**OBJECTIVE:**
Faithfully return all lines, omitting every embedded picture.

**DATA EXTRACT:**
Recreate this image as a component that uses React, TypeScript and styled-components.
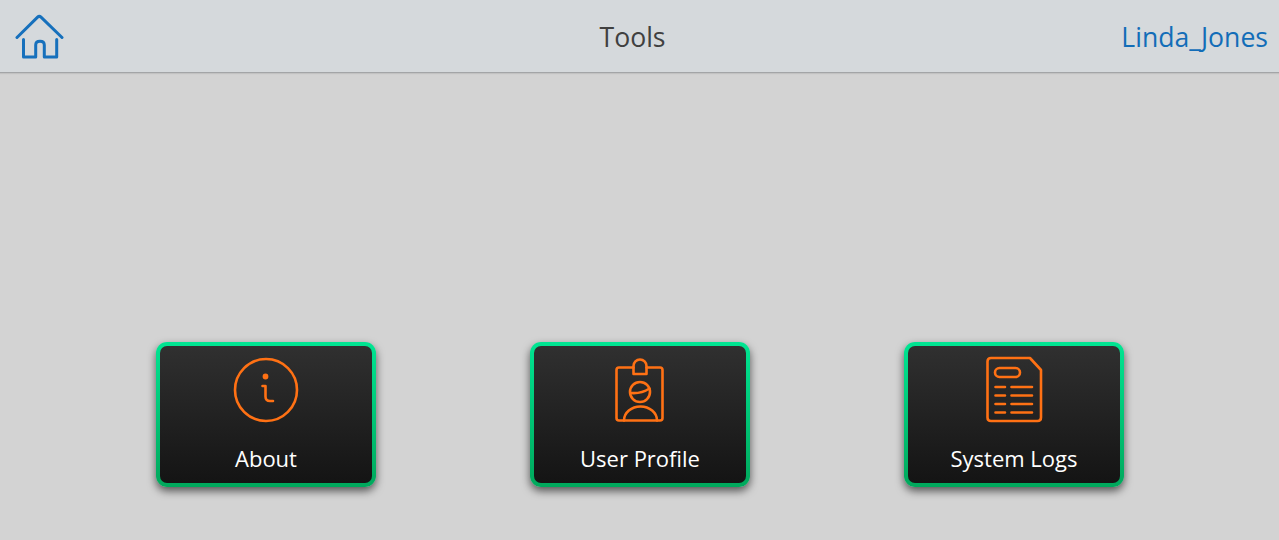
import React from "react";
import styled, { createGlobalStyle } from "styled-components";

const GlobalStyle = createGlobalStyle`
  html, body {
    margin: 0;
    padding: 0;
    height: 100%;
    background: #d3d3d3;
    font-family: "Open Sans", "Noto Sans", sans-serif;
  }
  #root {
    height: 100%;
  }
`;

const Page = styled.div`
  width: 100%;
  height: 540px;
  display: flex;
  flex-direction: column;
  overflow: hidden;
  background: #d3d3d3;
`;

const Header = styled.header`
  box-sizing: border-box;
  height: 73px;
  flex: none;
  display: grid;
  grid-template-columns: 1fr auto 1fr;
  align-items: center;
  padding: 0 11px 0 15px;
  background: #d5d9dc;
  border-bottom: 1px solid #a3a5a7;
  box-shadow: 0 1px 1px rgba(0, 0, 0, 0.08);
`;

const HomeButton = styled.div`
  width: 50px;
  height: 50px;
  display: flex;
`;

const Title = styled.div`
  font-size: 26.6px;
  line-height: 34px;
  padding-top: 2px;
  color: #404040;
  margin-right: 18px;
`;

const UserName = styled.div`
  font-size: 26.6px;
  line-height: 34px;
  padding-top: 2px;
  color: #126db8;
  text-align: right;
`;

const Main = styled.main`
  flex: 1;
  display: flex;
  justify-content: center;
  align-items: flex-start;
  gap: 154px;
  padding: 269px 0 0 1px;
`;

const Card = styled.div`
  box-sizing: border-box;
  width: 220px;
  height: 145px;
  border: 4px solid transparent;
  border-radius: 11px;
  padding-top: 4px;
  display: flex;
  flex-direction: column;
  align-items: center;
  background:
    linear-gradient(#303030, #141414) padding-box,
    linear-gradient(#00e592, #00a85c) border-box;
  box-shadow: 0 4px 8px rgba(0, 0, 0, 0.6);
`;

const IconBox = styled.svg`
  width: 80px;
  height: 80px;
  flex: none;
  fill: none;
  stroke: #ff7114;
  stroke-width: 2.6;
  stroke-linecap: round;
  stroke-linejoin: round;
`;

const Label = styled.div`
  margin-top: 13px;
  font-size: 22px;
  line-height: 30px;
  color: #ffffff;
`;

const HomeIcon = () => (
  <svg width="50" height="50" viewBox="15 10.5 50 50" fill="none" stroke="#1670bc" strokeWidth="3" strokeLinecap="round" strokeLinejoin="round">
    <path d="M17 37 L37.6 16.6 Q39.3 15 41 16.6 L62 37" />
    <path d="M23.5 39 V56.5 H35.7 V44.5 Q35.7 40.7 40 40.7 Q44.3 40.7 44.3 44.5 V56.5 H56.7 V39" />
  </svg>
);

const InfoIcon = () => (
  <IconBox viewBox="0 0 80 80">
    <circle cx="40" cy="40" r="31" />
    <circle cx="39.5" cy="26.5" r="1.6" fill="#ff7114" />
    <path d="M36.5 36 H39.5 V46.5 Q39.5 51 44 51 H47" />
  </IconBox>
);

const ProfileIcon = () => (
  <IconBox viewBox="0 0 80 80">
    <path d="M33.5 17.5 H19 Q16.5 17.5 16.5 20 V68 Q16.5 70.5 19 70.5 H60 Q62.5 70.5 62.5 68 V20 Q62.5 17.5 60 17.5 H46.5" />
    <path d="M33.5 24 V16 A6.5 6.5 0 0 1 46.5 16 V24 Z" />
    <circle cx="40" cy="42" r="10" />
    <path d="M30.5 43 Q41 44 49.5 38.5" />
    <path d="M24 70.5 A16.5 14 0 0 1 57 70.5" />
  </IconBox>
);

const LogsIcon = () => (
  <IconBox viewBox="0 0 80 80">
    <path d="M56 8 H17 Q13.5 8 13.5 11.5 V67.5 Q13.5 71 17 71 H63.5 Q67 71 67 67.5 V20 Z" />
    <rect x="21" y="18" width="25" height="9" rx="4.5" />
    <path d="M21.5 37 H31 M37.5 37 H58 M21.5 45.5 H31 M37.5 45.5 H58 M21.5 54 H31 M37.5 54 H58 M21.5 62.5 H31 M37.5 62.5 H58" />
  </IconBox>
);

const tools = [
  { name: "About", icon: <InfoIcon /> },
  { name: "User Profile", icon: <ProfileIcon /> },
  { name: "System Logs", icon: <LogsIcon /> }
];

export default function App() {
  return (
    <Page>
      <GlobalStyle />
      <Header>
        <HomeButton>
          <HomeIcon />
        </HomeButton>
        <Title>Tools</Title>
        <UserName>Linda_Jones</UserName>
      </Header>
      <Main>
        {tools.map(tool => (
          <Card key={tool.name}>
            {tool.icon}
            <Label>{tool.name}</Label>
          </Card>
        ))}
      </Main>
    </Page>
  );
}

**OUTPUT BELOW:**
Recreate this image as a component that uses React, TypeScript and styled-components.
import React from "react";
import styled, { createGlobalStyle } from "styled-components";

const GlobalStyle = createGlobalStyle`
  html, body {
    margin: 0;
    padding: 0;
    height: 100%;
    background: #d3d3d3;
    font-family: "Open Sans", "Noto Sans", sans-serif;
  }
  #root {
    height: 100%;
  }
`;

const Page = styled.div`
  width: 100%;
  height: 540px;
  display: flex;
  flex-direction: column;
  overflow: hidden;
  background: #d3d3d3;
`;

const Header = styled.header`
  box-sizing: border-box;
  height: 73px;
  flex: none;
  display: grid;
  grid-template-columns: 1fr auto 1fr;
  align-items: center;
  padding: 0 11px 0 15px;
  background: #d5d9dc;
  border-bottom: 1px solid #a3a5a7;
  box-shadow: 0 1px 1px rgba(0, 0, 0, 0.08);
`;

const HomeButton = styled.div`
  width: 50px;
  height: 50px;
  display: flex;
`;

const Title = styled.div`
  font-size: 26.6px;
  line-height: 34px;
  padding-top: 2px;
  color: #404040;
  margin-right: 18px;
`;

const UserName = styled.div`
  font-size: 26.6px;
  line-height: 34px;
  padding-top: 2px;
  color: #126db8;
  text-align: right;
`;

const Main = styled.main`
  flex: 1;
  display: flex;
  justify-content: center;
  align-items: flex-start;
  gap: 154px;
  padding: 269px 0 0 1px;
`;

const Card = styled.div`
  box-sizing: border-box;
  width: 220px;
  height: 145px;
  border: 4px solid transparent;
  border-radius: 11px;
  padding-top: 4px;
  display: flex;
  flex-direction: column;
  align-items: center;
  background:
    linear-gradient(#303030, #141414) padding-box,
    linear-gradient(#00e592, #00a85c) border-box;
  box-shadow: 0 4px 8px rgba(0, 0, 0, 0.6);
`;

const IconBox = styled.svg`
  width: 80px;
  height: 80px;
  flex: none;
  fill: none;
  stroke: #ff7114;
  stroke-width: 2.6;
  stroke-linecap: round;
  stroke-linejoin: round;
`;

const Label = styled.div`
  margin-top: 13px;
  font-size: 22px;
  line-height: 30px;
  color: #ffffff;
`;

const HomeIcon = () => (
  <svg width="50" height="50" viewBox="15 10.5 50 50" fill="none" stroke="#1670bc" strokeWidth="3" strokeLinecap="round" strokeLinejoin="round">
    <path d="M17 37 L37.6 16.6 Q39.3 15 41 16.6 L62 37" />
    <path d="M23.5 39 V56.5 H35.7 V44.5 Q35.7 40.7 40 40.7 Q44.3 40.7 44.3 44.5 V56.5 H56.7 V39" />
  </svg>
);

const InfoIcon = () => (
  <IconBox viewBox="0 0 80 80">
    <circle cx="40" cy="40" r="31" />
    <circle cx="39.5" cy="26.5" r="1.6" fill="#ff7114" />
    <path d="M36.5 36 H39.5 V46.5 Q39.5 51 44 51 H47" />
  </IconBox>
);

const ProfileIcon = () => (
  <IconBox viewBox="0 0 80 80">
    <path d="M33.5 17.5 H19 Q16.5 17.5 16.5 20 V68 Q16.5 70.5 19 70.5 H60 Q62.5 70.5 62.5 68 V20 Q62.5 17.5 60 17.5 H46.5" />
    <path d="M33.5 24 V16 A6.5 6.5 0 0 1 46.5 16 V24 Z" />
    <circle cx="40" cy="42" r="10" />
    <path d="M30.5 43 Q41 44 49.5 38.5" />
    <path d="M24 70.5 A16.5 14 0 0 1 57 70.5" />
  </IconBox>
);

const LogsIcon = () => (
  <IconBox viewBox="0 0 80 80">
    <path d="M56 8 H17 Q13.5 8 13.5 11.5 V67.5 Q13.5 71 17 71 H63.5 Q67 71 67 67.5 V20 Z" />
    <rect x="21" y="18" width="25" height="9" rx="4.5" />
    <path d="M21.5 37 H31 M37.5 37 H58 M21.5 45.5 H31 M37.5 45.5 H58 M21.5 54 H31 M37.5 54 H58 M21.5 62.5 H31 M37.5 62.5 H58" />
  </IconBox>
);

const tools = [
  { name: "About", icon: <InfoIcon /> },
  { name: "User Profile", icon: <ProfileIcon /> },
  { name: "System Logs", icon: <LogsIcon /> }
];

export default function App() {
  return (
    <Page>
      <GlobalStyle />
      <Header>
        <HomeButton>
          <HomeIcon />
        </HomeButton>
        <Title>Tools</Title>
        <UserName>Linda_Jones</UserName>
      </Header>
      <Main>
        {tools.map(tool => (
          <Card key={tool.name}>
            {tool.icon}
            <Label>{tool.name}</Label>
          </Card>
        ))}
      </Main>
    </Page>
  );
}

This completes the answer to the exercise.